Olhar sobre Relato de um Náufrago - Gabriel García Márquez


  A novela em tom autobiográfico, escrito por Gabo, teve a importante missão de revelar a verdade sobre o naufrágio de uma embarcação marítima do Governo, em plena ditadura militar na Colômbia. A audácia do autor, trouxe-nos um relato agonizante, mas esperançoso.

  Famoso pelo seu "realismo mágico latino-americano", Gabriel García Márquez, recebeu o Prêmio Nobel de Literatura em 1982. Tendo criado obras memoráveis como Cem Anos de Solidão, Amor nos Tempos do Cólera e Memórias de Minhas Putas Tristes.

  Quanto a obra em comento, percebe-se que o relato se diferencia do estilo do escritor, sem, contudo, deixar de ser um bom livro. Trata-se da batalha pela sobrevivência travada por Luís Alexandre Velasco, marinheiro e único sobrevivente do destróier colombiano A.R.C. Caldas. Enfrentando sede, fome, e o pior de tudo: a solidão. A morte dos amigos, os quais inutilmente o narrador tentou salvar, e a ausência de pessoas, dão-lhe como paisagem apenas mar, ventos uivantes e a escuridão.

  As aventuras do personagem, preso em uma balsa branca, na imensidão oceânica, tendo como conforto olhar o céu iluminado pela Ursa Menor, conferir o tempo no relógio florescente e pensar que o restante da tribulação está a salvo e vem para socorrê-lo de avião, leva o leitor a se imaginar nessa situação e a refletir qual ação tomaria. 

  Os torturantes dias em que fica à deriva no mar, enfrentando o hercúleo desafio de continuar a existir, são permeados por uma valsa entre a esperança e a falta de fé em si.

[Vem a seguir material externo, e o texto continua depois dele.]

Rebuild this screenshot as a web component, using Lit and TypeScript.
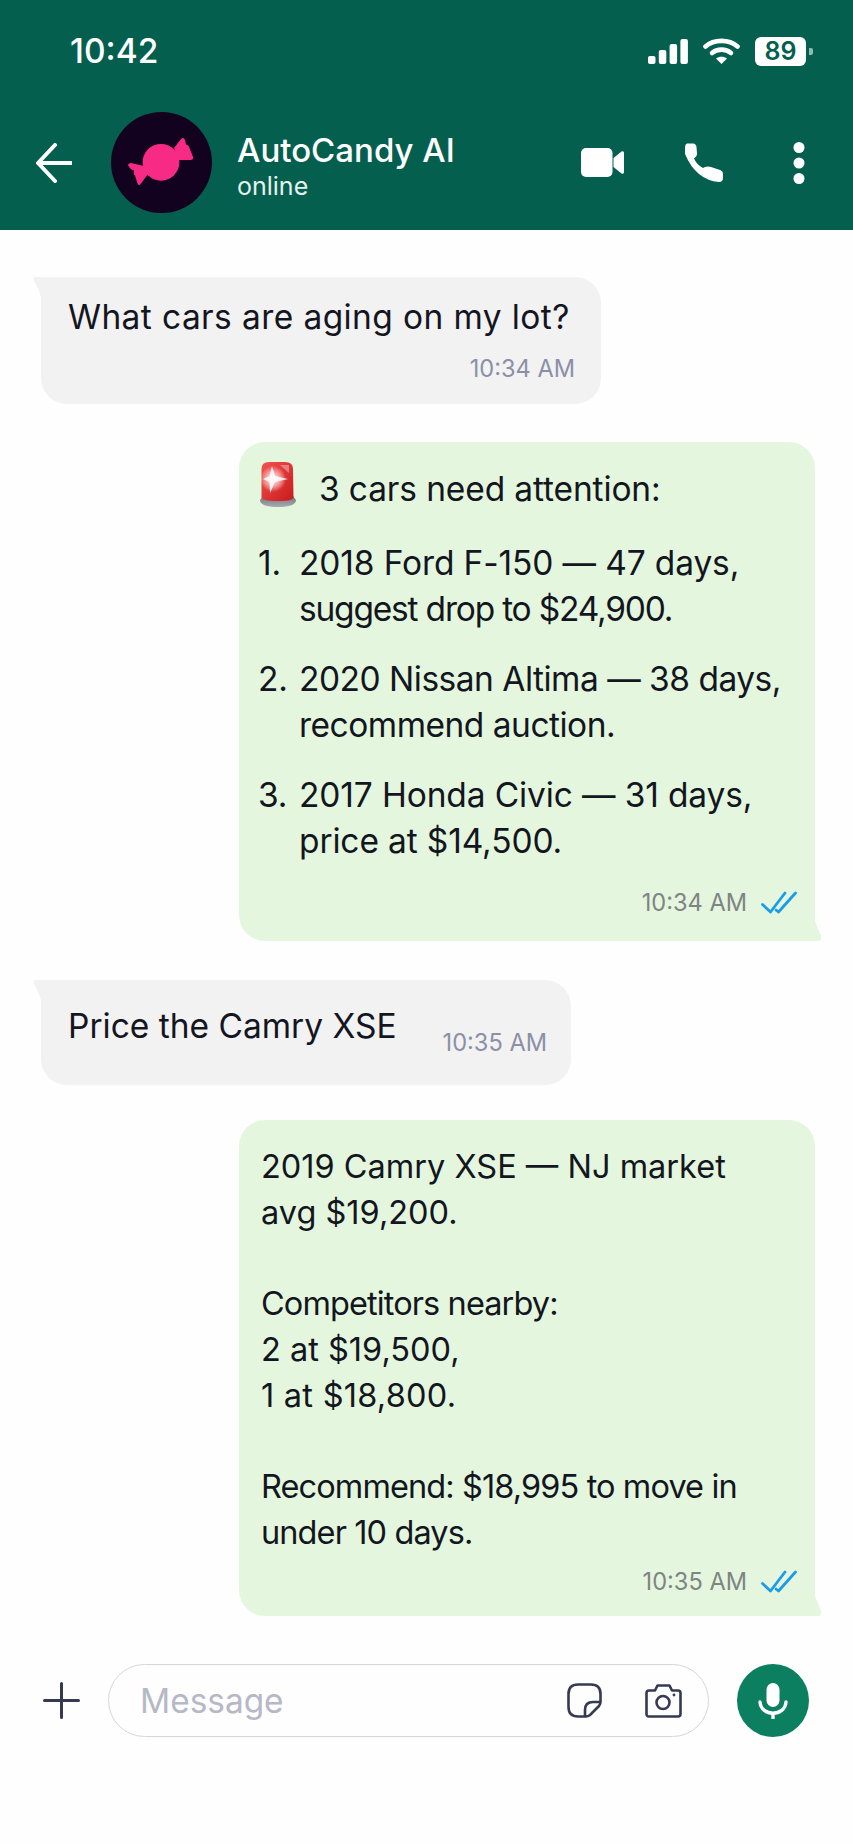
import { LitElement, html, css, svg } from 'lit';
import { customElement } from 'lit/decorators.js';

const checks = html`<svg class="checks" viewBox="0 0 36 24" width="36" height="24" fill="none" stroke="#1b9ce9" stroke-width="2.8" stroke-linecap="round" stroke-linejoin="round">
  <path d="M1.5 13.5 L9.5 21 L24 2" /><path d="M15 19 L17.5 21 L34.5 2" />
</svg>`;

const tailLeft = html`<svg class="tail tail-left" viewBox="0 0 10 20" width="10" height="20"><path d="M10 0 H3 Q-1 0 1 4 Q5 10 8 20 H10 Z" fill="#f2f2f3"/></svg>`;
const tailRight = html`<svg class="tail tail-right" viewBox="0 0 8 20" width="8" height="20"><path d="M0 20 H4 Q8 20 7 15 L1 0 H0 Z" fill="#e4f7de"/></svg>`;

@customElement('app-root')
export class AppRoot extends LitElement {
  static styles = css`
    :host {
      display: block;
      width: 853px;
      height: 1844px;
      background: #fefefe;
      font-family: Inter, 'Liberation Sans', sans-serif;
      color: #14161f;
      overflow: hidden;
    }
    .top { background: #045f4e; height: 230px; color: #fff; display: flex; flex-direction: column; }
    .status { height: 102px; display: flex; align-items: center; justify-content: space-between; padding: 0 40px 0 70px; }
    .clock { font-size: 33.5px; font-weight: 500; }
    .status-icons { display: flex; align-items: center; gap: 15px; }
    .battery { width: 51px; height: 29px; background: #fff; border-radius: 6px; color: #045f4e; font-size: 25px; font-weight: 600; display: flex; align-items: center; justify-content: center; }
    .cap { width: 4px; height: 7px; background: #8fbcb1; border-radius: 0 2px 2px 0; margin-left: -12px; }
    .bar { display: flex; align-items: center; padding: 10px 0 0 36px; }
    .avatar { width: 101px; height: 101px; margin-left: 39px; flex: none; }
    .who { margin-left: 25px; padding-top: 7px; flex: 1; display: flex; flex-direction: column; }
    .name { font-size: 33px; font-weight: 500; line-height: 38px; }
    .online { font-size: 25px; line-height: 32px; margin-top: 1px; color: #e6f2ef; }
    .actions { display: flex; align-items: center; padding-right: 48px; }
    .actions .phone { margin: 0 69px 0 60px; }

    .chat { display: flex; flex-direction: column; padding: 47px 38px 0 41px; }
    .bubble { position: relative; box-sizing: border-box; font-size: 33.5px; line-height: 46px; border-radius: 26px; }
    .in { background: #f2f2f3; align-self: flex-start; border-top-left-radius: 0; }
    .out { background: #e4f7de; align-self: flex-end; width: 576px; border-bottom-right-radius: 0; }
    .tail { position: absolute; }
    .tail-left { top: 0; left: -8px; }
    .tail-right { bottom: 0; right: -7px; }
    .q1 { width: 560px; height: 127px; padding: 17px 26px 0 27px; }
    .q1 .text { letter-spacing: 0.4px; }
    .q2 { width: 530px; height: 105px; margin-top: 39px; padding: 23px 24px 0 27px; display: flex; justify-content: space-between; }
    .q2 .time { margin-top: 25px; }
    .a1 { height: 499px; margin-top: 38px; padding: 24px 18px 0 19px; letter-spacing: -0.13px; }
    .a2 { height: 496px; margin-top: 35px; padding: 24px 18px 0 22px; font-size: 32.5px; }
    .a2 p { margin: 0 0 45px; }
    .time { font-size: 23.6px; line-height: 30px; color: #8b90a6; white-space: nowrap; letter-spacing: 0; }
    .out .time { color: #808484; }
    .meta { display: flex; justify-content: flex-end; align-items: center; gap: 14px; }
    .q1 .meta { margin-top: 14px; }
    .a1 .meta { margin-top: 24px; }
    .a2 .meta { margin-top: 11px; }
    .alert { display: flex; align-items: center; gap: 23px; height: 46px; padding-left: 2px; }
    .siren { margin-bottom: 10px; flex: none; }
    .list { margin: 28px 0 0; padding: 0; list-style: none; display: flex; flex-direction: column; gap: 24px; }
    .list li { display: grid; grid-template-columns: 41px 1fr; }
    .tight { letter-spacing: -0.5px; }
    .tighter { letter-spacing: -0.9px; }
    .tightest { letter-spacing: -1.2px; }
    .wide { letter-spacing: 0.25px; }

    .composer { display: flex; align-items: center; padding: 48px 44px 0 43px; }
    .pill { box-sizing: border-box; width: 601px; height: 73px; margin-left: 28px; border: 1.5px solid #d6d6dc; border-radius: 37px; display: flex; align-items: center; padding: 0 26px 0 31px; }
    .placeholder { flex: 1; font-size: 33.4px; color: #b6b8c6; }
    .pill .sticker { margin-right: 43px; }
    .mic { width: 72px; height: 73px; margin-left: 28px; border-radius: 50%; background: #0b7f5f; display: flex; align-items: center; justify-content: center; flex: none; }
  `;

  render() {
    return html`
      <div class="top">
        <div class="status">
          <span class="clock">10:42</span>
          <div class="status-icons">
            <svg width="40" height="25" viewBox="0 0 40 25" fill="#fff">
              <rect x="0" y="17" width="7.5" height="8" rx="2"/><rect x="10.8" y="11" width="7.5" height="14" rx="2"/>
              <rect x="21.6" y="5" width="7.5" height="20" rx="2"/><rect x="32.4" y="0" width="7.5" height="25" rx="2"/>
            </svg>
            <svg width="37" height="26" viewBox="0 0 37 26" fill="none" stroke="#fff" stroke-width="4.6" stroke-linecap="round">
              <path d="M2.5 8.5 C11 1 26 1 34.5 8.5"/><path d="M9 15 C14 10.5 23 10.5 28 15"/>
              <path d="M18.5 26 L13 20.5 C16 18 21 18 24 20.5 Z" fill="#fff" stroke="none"/>
            </svg>
            <span class="battery">89</span><span class="cap"></span>
          </div>
        </div>
        <div class="bar">
          <svg width="36" height="40" viewBox="0 0 36 40" fill="none" stroke="#fff" stroke-width="4" stroke-linecap="round" stroke-linejoin="round">
            <path d="M19 2 L2 20 L19 38"/><path d="M3 20 H35"/>
          </svg>
          <svg class="avatar" viewBox="0 0 101 101">
            <circle cx="50.5" cy="50.5" r="50.5" fill="#13021f"/>
            <g fill="#f72a85">
              <path d="M33 54 L20 51 Q16 51.5 17.5 54 Q20 58 23 58.5 Q22 62 24 63.5 L26.5 71.5 Q28 74.5 30 71.5 L37 62 Z"/>
              <path d="M63 36 L70 27 Q72.5 24.5 74 28 L75 32.5 Q78 33 78.5 36 L82 45 Q83 48 79 48 L68 48 Z"/>
              <circle cx="50" cy="50.3" r="18.4"/>
            </g>
          </svg>
          <div class="who">
            <span class="name">AutoCandy AI</span>
            <span class="online">online</span>
          </div>
          <div class="actions">
            <svg width="43" height="29" viewBox="0 0 43 29" fill="#fff">
              <rect x="0" y="0" width="31.5" height="29" rx="5"/><path d="M32.5 10 L40.5 3.5 Q43 2.5 43 5 V24 Q43 26.5 40.5 25.5 L32.5 19 Z"/>
            </svg>
            <svg class="phone" width="40" height="40" viewBox="0 0 40 40" fill="#fff">
              <path d="M3 0.5 H9 Q12 0.5 12.5 4 L13 11 Q13 13 11 14.5 L10 15.5 Q13 22 19 25 L21 24 Q24 23 27 24 L36 27 Q39 28 39 31 V35 Q39 39 35 39 Q12 37 1 11 V4 Q1 1 3 0.5 Z"/>
            </svg>
            <svg width="12" height="42" viewBox="0 0 12 42" fill="#fff">
              <circle cx="6" cy="5.5" r="5.5"/><circle cx="6" cy="21" r="5.5"/><circle cx="6" cy="36.5" r="5.5"/>
            </svg>
          </div>
        </div>
      </div>

      <div class="chat">
        <div class="bubble in q1">
          ${tailLeft}
          <div class="text">What cars are aging on my lot?</div>
          <div class="meta"><span class="time">10:34 AM</span></div>
        </div>

        <div class="bubble out a1">
          ${tailRight}
          <div class="alert">
            ${this.siren()}
            <span>3 cars need attention:</span>
          </div>
          <ol class="list">
            <li><span>1.</span><span>2018 Ford F-150 — 47 days,<br /><span class="tightest">suggest drop to $24,900.</span></span></li>
            <li><span>2.</span><span><span class="tight">2020 Nissan Altima — 38 days,</span><br /><span class="tight">recommend auction.</span></span></li>
            <li><span>3.</span><span>2017 Honda Civic — 31 days,<br />price at $14,500.</span></li>
          </ol>
          <div class="meta"><span class="time">10:34 AM</span>${checks}</div>
        </div>

        <div class="bubble in q2">
          ${tailLeft}
          <span>Price the Camry XSE</span>
          <span class="time">10:35 AM</span>
        </div>

        <div class="bubble out a2">
          ${tailRight}
          <p>2019 Camry XSE — NJ market<br />avg $19,200.</p>
          <p><span class="tighter">Competitors nearby:</span><br />2 at $19,500,<br /><span class="wide">1 at $18,800.</span></p>
          <div><span class="tighter">Recommend: $18,995 to move in</span><br /><span class="tighter">under 10 days.</span></div>
          <div class="meta"><span class="time">10:35 AM</span>${checks}</div>
        </div>
      </div>

      <div class="composer">
        <svg width="37" height="37" viewBox="0 0 37 37" stroke="#343a52" stroke-width="3" stroke-linecap="round">
          <path d="M18.5 1.5 V35.5 M1.5 18.5 H35.5"/>
        </svg>
        <div class="pill">
          <span class="placeholder">Message</span>
          <svg class="sticker" width="35" height="35" viewBox="0 0 35 35" fill="none" stroke="#343a52" stroke-width="2.6" stroke-linejoin="round">
            <path d="M11 1.5 H24 Q33.5 1.5 33.5 11 V19 Q33.5 21 32 23 L23 32 Q21 33.5 19 33.5 H11 Q1.5 33.5 1.5 24 V11 Q1.5 1.5 11 1.5 Z"/>
            <path d="M33 19 H26 Q18 19 18 27 V33.5"/>
          </svg>
          <svg width="37" height="34" viewBox="0 0 37 34" fill="none" stroke="#343a52" stroke-width="2.6" stroke-linejoin="round">
            <path d="M4 6.5 H10 L12.5 1.5 H24.5 L27 6.5 H33 Q35.5 6.5 35.5 9 V30 Q35.5 32.5 33 32.5 H4 Q1.5 32.5 1.5 30 V9 Q1.5 6.5 4 6.5 Z"/>
            <circle cx="18" cy="18.5" r="6.5"/><circle cx="29" cy="11" r="1.4" fill="#343a52" stroke="none"/>
          </svg>
        </div>
        <div class="mic">
          <svg width="32" height="36" viewBox="0 0 32 36" fill="none" stroke="#fff" stroke-width="3.4" stroke-linecap="round">
            <rect x="9.5" y="0" width="13" height="24" rx="6.5" fill="#fff" stroke="none"/>
            <path d="M3 19 C4 34 28 34 29 19"/><path d="M16 31 V36"/>
          </svg>
        </div>
      </div>
    `;
  }

  siren() {
    return html`<svg class="siren" width="36" height="45" viewBox="0 0 36 45">
      <defs>
        <linearGradient id="dome" x1="0" y1="0" x2="1" y2="1">
          <stop offset="0" stop-color="#f2524f" /><stop offset="1" stop-color="#c9191c" />
        </linearGradient>
        <linearGradient id="base" x1="0" y1="0" x2="0" y2="1">
          <stop offset="0" stop-color="#6f7276" /><stop offset="1" stop-color="#a9acb0" />
        </linearGradient>
        <radialGradient id="glow"><stop offset="0" stop-color="#fff" /><stop offset="0.35" stop-color="#ffd9d6" stop-opacity="0.85" /><stop offset="1" stop-color="#fff" stop-opacity="0" /></radialGradient>
      </defs>
      ${svg`<path d="M0 38 Q0 45 18 45 Q36 45 36 38 L33 34 H3 Z" fill="url(#base)"/>
      <path d="M1.5 7 Q1.5 0 9 0 H25 Q33 0 33 7 L33.5 35 Q33.5 39 18 39 Q1.5 39 1.5 35 Z" fill="url(#dome)"/>
      <circle cx="13" cy="17" r="13" fill="url(#glow)"/>
      <path d="M12 4 L15 14 L28 17 L15 20 L10 31 L9.5 20 L3 17 L9.5 14 Z" fill="#fff" opacity="0.85"/>
      <path d="M20 3 L29 3 L29 11 Z" fill="#fff" opacity="0.35"/>`}
    </svg>`;
  }
}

Ao passo que a melodia (o transcorrer dos dias) avança quem conduz o baile é o desânimo. A descrença é tanta que talvez o único refúgio seja a morte.

  A crueldade da fome o leva ao conflito da gaivota: de um lado há o dever moral de marinheiro de não maltratar o animal, de outra sorte existe o instituto de sobrevivência e a necessidade de se alimentar. A guerra interna o conduz ao erro cruel e inútil, tendo como expiação não reincidir.

  Por tudo isso, o livro merece ser lido, por ser um BOM livro e pelo misto de agonia e esperança que oferece ao leitor, fazendo-o refletir sobre o que faria se fosse um náufrago, bem como pelas curiosidades referentes ao ambiente marítimo, os quais muitas vezes é desconhecido pelos habitantes do continente, como o fato de os tubarões serem míopes e apenas enxergarem objetos brilhantes e brancos.

Trechos:

  "A única coisa que contava para me salvar era com a minha vontade e o resto de minhas forças."

  "Há um instante que já não se sente a sede nem a fome. Um momento em que não se sentem nem as implacáveis mordidas dos sol nem a pele empolada. Não se pensa. Não se tem nenhuma unção de sentimentos. Mas ainda não se perdem as esperanças. Ainda resta o recurso final de soltar os cabos do entrançado e amarrarmo-nos à balsa."

  "O mestre do contratorpedeiro, um marinheiro experiente, disse-me: 'Não sejas infame. A gaivota para o marinheiro é como ver terra. Não é digno de um marinheiro matar uma gaivota.'"

  "Em todos os momentos tentei defender-me. Sempre encontrei um recurso para sobreviver, um ponto de apoio, por insignificante que fosse, para continuar à espera. Mas no sexto dia já não esperava nada. Eu era um morto na balsa."

  "Antes tinha sentido medo da noite, agora o Sol do novo dia parecia-me um inimigo. Um gigantesco e implacável inimigo que me vinha morder a pele ulcerada, enlouquecer de sede e de fome. Amaldiçoei o sol. Amaldiçoei o dia. Amaldiçoei a minha sorte por ter me permitido suportar nove dias à  deriva em vez de permitir que eu tivesse morrido de fome ou esquartejado pelos tubarões."